- Collected data -
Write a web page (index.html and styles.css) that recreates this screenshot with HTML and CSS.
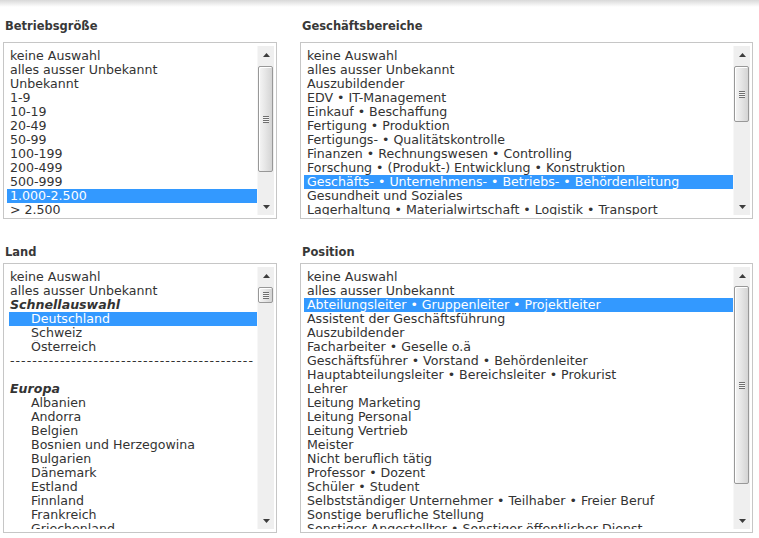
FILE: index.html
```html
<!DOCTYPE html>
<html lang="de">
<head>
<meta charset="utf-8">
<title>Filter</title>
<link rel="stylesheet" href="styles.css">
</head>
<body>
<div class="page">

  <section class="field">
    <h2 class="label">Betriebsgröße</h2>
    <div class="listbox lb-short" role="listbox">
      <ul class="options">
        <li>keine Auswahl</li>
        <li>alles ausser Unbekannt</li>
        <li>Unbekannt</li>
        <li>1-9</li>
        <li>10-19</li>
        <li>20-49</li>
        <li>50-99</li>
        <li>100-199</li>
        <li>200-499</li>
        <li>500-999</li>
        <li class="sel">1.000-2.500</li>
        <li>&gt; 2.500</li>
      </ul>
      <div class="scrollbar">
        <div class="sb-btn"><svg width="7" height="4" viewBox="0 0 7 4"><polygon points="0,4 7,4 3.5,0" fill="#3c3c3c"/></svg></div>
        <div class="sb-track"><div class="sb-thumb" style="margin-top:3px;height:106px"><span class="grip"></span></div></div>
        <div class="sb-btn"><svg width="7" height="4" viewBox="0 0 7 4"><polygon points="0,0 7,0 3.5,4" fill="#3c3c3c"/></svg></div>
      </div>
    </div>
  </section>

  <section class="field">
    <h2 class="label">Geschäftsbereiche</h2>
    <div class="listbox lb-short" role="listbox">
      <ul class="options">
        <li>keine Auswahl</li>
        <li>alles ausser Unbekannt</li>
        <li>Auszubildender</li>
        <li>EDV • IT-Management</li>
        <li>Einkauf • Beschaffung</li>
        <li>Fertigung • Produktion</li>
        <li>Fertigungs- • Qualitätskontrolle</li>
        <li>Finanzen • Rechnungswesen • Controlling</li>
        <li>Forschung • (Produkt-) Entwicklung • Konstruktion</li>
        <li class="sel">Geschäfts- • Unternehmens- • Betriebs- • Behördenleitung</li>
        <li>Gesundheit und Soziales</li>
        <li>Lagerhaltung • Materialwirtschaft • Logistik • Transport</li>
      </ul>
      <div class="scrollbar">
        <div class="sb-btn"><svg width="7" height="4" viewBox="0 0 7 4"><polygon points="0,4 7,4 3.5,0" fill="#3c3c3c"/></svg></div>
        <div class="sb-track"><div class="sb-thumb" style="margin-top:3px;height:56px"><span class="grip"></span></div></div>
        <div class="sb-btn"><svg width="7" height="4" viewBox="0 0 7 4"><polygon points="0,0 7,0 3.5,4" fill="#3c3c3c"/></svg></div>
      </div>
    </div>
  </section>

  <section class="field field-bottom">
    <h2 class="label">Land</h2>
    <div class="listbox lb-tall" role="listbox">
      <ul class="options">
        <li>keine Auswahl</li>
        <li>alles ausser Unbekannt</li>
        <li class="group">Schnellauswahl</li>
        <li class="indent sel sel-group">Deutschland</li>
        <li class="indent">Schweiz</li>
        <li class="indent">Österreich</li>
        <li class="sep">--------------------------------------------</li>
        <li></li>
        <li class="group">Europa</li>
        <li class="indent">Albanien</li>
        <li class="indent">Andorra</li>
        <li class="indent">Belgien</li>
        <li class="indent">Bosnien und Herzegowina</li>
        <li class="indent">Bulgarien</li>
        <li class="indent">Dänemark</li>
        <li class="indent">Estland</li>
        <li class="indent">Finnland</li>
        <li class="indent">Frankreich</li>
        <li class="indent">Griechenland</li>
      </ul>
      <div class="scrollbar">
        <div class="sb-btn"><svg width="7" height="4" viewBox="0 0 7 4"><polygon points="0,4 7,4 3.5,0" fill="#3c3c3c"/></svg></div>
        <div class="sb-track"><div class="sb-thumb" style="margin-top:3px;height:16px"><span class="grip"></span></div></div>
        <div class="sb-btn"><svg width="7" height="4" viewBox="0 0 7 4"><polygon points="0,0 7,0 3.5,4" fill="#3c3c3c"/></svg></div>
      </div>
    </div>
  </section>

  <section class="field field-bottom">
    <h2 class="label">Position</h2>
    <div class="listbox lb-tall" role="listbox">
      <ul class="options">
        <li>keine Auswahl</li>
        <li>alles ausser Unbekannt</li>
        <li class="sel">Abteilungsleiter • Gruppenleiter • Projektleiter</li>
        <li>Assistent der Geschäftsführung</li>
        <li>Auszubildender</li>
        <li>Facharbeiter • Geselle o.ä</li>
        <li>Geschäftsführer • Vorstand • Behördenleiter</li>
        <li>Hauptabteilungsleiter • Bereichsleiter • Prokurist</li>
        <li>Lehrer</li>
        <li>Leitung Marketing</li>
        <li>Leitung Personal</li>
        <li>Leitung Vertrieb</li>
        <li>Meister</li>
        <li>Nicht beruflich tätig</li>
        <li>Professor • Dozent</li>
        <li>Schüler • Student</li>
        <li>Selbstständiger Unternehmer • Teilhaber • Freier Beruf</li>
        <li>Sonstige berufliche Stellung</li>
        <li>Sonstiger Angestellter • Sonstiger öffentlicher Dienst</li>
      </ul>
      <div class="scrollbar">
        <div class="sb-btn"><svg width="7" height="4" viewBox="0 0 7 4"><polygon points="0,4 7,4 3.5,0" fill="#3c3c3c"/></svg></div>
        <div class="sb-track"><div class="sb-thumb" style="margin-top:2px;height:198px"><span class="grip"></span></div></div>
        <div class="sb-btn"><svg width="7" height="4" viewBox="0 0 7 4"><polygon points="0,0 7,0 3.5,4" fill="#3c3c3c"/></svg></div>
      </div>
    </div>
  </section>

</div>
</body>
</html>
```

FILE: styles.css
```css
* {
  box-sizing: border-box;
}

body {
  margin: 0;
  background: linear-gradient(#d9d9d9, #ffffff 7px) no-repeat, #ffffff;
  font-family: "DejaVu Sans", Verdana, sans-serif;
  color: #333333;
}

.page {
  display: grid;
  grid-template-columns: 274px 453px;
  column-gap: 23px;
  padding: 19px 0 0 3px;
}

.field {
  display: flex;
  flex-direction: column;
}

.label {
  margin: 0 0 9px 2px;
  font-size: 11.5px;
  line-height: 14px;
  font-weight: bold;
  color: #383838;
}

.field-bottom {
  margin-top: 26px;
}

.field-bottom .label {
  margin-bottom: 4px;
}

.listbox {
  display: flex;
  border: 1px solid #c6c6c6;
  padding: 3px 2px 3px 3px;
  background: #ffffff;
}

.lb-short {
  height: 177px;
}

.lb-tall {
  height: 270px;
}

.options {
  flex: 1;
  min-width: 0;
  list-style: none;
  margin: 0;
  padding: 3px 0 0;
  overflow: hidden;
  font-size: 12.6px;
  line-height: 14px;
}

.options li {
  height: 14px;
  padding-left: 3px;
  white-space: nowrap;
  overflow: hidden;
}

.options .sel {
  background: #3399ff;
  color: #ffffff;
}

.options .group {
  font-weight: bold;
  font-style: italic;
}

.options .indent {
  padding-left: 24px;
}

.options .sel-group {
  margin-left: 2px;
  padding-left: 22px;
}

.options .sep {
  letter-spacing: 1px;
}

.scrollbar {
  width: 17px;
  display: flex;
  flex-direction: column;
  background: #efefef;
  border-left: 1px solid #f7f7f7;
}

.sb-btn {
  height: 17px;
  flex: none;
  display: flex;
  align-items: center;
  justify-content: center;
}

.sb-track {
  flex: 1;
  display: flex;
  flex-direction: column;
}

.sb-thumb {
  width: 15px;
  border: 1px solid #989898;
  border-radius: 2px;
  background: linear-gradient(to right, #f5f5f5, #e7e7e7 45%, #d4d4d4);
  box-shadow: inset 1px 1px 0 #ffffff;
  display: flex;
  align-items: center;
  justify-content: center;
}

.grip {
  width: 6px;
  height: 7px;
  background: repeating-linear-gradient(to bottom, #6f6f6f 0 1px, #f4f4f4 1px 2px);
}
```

- What the task requires -
Reproduce each line word for word and drop the pictures.

- Full output -
Write a web page (index.html and styles.css) that recreates this screenshot with HTML and CSS.
FILE: index.html
```html
<!DOCTYPE html>
<html lang="de">
<head>
<meta charset="utf-8">
<title>Filter</title>
<link rel="stylesheet" href="styles.css">
</head>
<body>
<div class="page">

  <section class="field">
    <h2 class="label">Betriebsgröße</h2>
    <div class="listbox lb-short" role="listbox">
      <ul class="options">
        <li>keine Auswahl</li>
        <li>alles ausser Unbekannt</li>
        <li>Unbekannt</li>
        <li>1-9</li>
        <li>10-19</li>
        <li>20-49</li>
        <li>50-99</li>
        <li>100-199</li>
        <li>200-499</li>
        <li>500-999</li>
        <li class="sel">1.000-2.500</li>
        <li>&gt; 2.500</li>
      </ul>
      <div class="scrollbar">
        <div class="sb-btn"><svg width="7" height="4" viewBox="0 0 7 4"><polygon points="0,4 7,4 3.5,0" fill="#3c3c3c"/></svg></div>
        <div class="sb-track"><div class="sb-thumb" style="margin-top:3px;height:106px"><span class="grip"></span></div></div>
        <div class="sb-btn"><svg width="7" height="4" viewBox="0 0 7 4"><polygon points="0,0 7,0 3.5,4" fill="#3c3c3c"/></svg></div>
      </div>
    </div>
  </section>

  <section class="field">
    <h2 class="label">Geschäftsbereiche</h2>
    <div class="listbox lb-short" role="listbox">
      <ul class="options">
        <li>keine Auswahl</li>
        <li>alles ausser Unbekannt</li>
        <li>Auszubildender</li>
        <li>EDV • IT-Management</li>
        <li>Einkauf • Beschaffung</li>
        <li>Fertigung • Produktion</li>
        <li>Fertigungs- • Qualitätskontrolle</li>
        <li>Finanzen • Rechnungswesen • Controlling</li>
        <li>Forschung • (Produkt-) Entwicklung • Konstruktion</li>
        <li class="sel">Geschäfts- • Unternehmens- • Betriebs- • Behördenleitung</li>
        <li>Gesundheit und Soziales</li>
        <li>Lagerhaltung • Materialwirtschaft • Logistik • Transport</li>
      </ul>
      <div class="scrollbar">
        <div class="sb-btn"><svg width="7" height="4" viewBox="0 0 7 4"><polygon points="0,4 7,4 3.5,0" fill="#3c3c3c"/></svg></div>
        <div class="sb-track"><div class="sb-thumb" style="margin-top:3px;height:56px"><span class="grip"></span></div></div>
        <div class="sb-btn"><svg width="7" height="4" viewBox="0 0 7 4"><polygon points="0,0 7,0 3.5,4" fill="#3c3c3c"/></svg></div>
      </div>
    </div>
  </section>

  <section class="field field-bottom">
    <h2 class="label">Land</h2>
    <div class="listbox lb-tall" role="listbox">
      <ul class="options">
        <li>keine Auswahl</li>
        <li>alles ausser Unbekannt</li>
        <li class="group">Schnellauswahl</li>
        <li class="indent sel sel-group">Deutschland</li>
        <li class="indent">Schweiz</li>
        <li class="indent">Österreich</li>
        <li class="sep">--------------------------------------------</li>
        <li></li>
        <li class="group">Europa</li>
        <li class="indent">Albanien</li>
        <li class="indent">Andorra</li>
        <li class="indent">Belgien</li>
        <li class="indent">Bosnien und Herzegowina</li>
        <li class="indent">Bulgarien</li>
        <li class="indent">Dänemark</li>
        <li class="indent">Estland</li>
        <li class="indent">Finnland</li>
        <li class="indent">Frankreich</li>
        <li class="indent">Griechenland</li>
      </ul>
      <div class="scrollbar">
        <div class="sb-btn"><svg width="7" height="4" viewBox="0 0 7 4"><polygon points="0,4 7,4 3.5,0" fill="#3c3c3c"/></svg></div>
        <div class="sb-track"><div class="sb-thumb" style="margin-top:3px;height:16px"><span class="grip"></span></div></div>
        <div class="sb-btn"><svg width="7" height="4" viewBox="0 0 7 4"><polygon points="0,0 7,0 3.5,4" fill="#3c3c3c"/></svg></div>
      </div>
    </div>
  </section>

  <section class="field field-bottom">
    <h2 class="label">Position</h2>
    <div class="listbox lb-tall" role="listbox">
      <ul class="options">
        <li>keine Auswahl</li>
        <li>alles ausser Unbekannt</li>
        <li class="sel">Abteilungsleiter • Gruppenleiter • Projektleiter</li>
        <li>Assistent der Geschäftsführung</li>
        <li>Auszubildender</li>
        <li>Facharbeiter • Geselle o.ä</li>
        <li>Geschäftsführer • Vorstand • Behördenleiter</li>
        <li>Hauptabteilungsleiter • Bereichsleiter • Prokurist</li>
        <li>Lehrer</li>
        <li>Leitung Marketing</li>
        <li>Leitung Personal</li>
        <li>Leitung Vertrieb</li>
        <li>Meister</li>
        <li>Nicht beruflich tätig</li>
        <li>Professor • Dozent</li>
        <li>Schüler • Student</li>
        <li>Selbstständiger Unternehmer • Teilhaber • Freier Beruf</li>
        <li>Sonstige berufliche Stellung</li>
        <li>Sonstiger Angestellter • Sonstiger öffentlicher Dienst</li>
      </ul>
      <div class="scrollbar">
        <div class="sb-btn"><svg width="7" height="4" viewBox="0 0 7 4"><polygon points="0,4 7,4 3.5,0" fill="#3c3c3c"/></svg></div>
        <div class="sb-track"><div class="sb-thumb" style="margin-top:2px;height:198px"><span class="grip"></span></div></div>
        <div class="sb-btn"><svg width="7" height="4" viewBox="0 0 7 4"><polygon points="0,0 7,0 3.5,4" fill="#3c3c3c"/></svg></div>
      </div>
    </div>
  </section>

</div>
</body>
</html>
```

FILE: styles.css
```css
* {
  box-sizing: border-box;
}

body {
  margin: 0;
  background: linear-gradient(#d9d9d9, #ffffff 7px) no-repeat, #ffffff;
  font-family: "DejaVu Sans", Verdana, sans-serif;
  color: #333333;
}

.page {
  display: grid;
  grid-template-columns: 274px 453px;
  column-gap: 23px;
  padding: 19px 0 0 3px;
}

.field {
  display: flex;
  flex-direction: column;
}

.label {
  margin: 0 0 9px 2px;
  font-size: 11.5px;
  line-height: 14px;
  font-weight: bold;
  color: #383838;
}

.field-bottom {
  margin-top: 26px;
}

.field-bottom .label {
  margin-bottom: 4px;
}

.listbox {
  display: flex;
  border: 1px solid #c6c6c6;
  padding: 3px 2px 3px 3px;
  background: #ffffff;
}

.lb-short {
  height: 177px;
}

.lb-tall {
  height: 270px;
}

.options {
  flex: 1;
  min-width: 0;
  list-style: none;
  margin: 0;
  padding: 3px 0 0;
  overflow: hidden;
  font-size: 12.6px;
  line-height: 14px;
}

.options li {
  height: 14px;
  padding-left: 3px;
  white-space: nowrap;
  overflow: hidden;
}

.options .sel {
  background: #3399ff;
  color: #ffffff;
}

.options .group {
  font-weight: bold;
  font-style: italic;
}

.options .indent {
  padding-left: 24px;
}

.options .sel-group {
  margin-left: 2px;
  padding-left: 22px;
}

.options .sep {
  letter-spacing: 1px;
}

.scrollbar {
  width: 17px;
  display: flex;
  flex-direction: column;
  background: #efefef;
  border-left: 1px solid #f7f7f7;
}

.sb-btn {
  height: 17px;
  flex: none;
  display: flex;
  align-items: center;
  justify-content: center;
}

.sb-track {
  flex: 1;
  display: flex;
  flex-direction: column;
}

.sb-thumb {
  width: 15px;
  border: 1px solid #989898;
  border-radius: 2px;
  background: linear-gradient(to right, #f5f5f5, #e7e7e7 45%, #d4d4d4);
  box-shadow: inset 1px 1px 0 #ffffff;
  display: flex;
  align-items: center;
  justify-content: center;
}

.grip {
  width: 6px;
  height: 7px;
  background: repeating-linear-gradient(to bottom, #6f6f6f 0 1px, #f4f4f4 1px 2px);
}
```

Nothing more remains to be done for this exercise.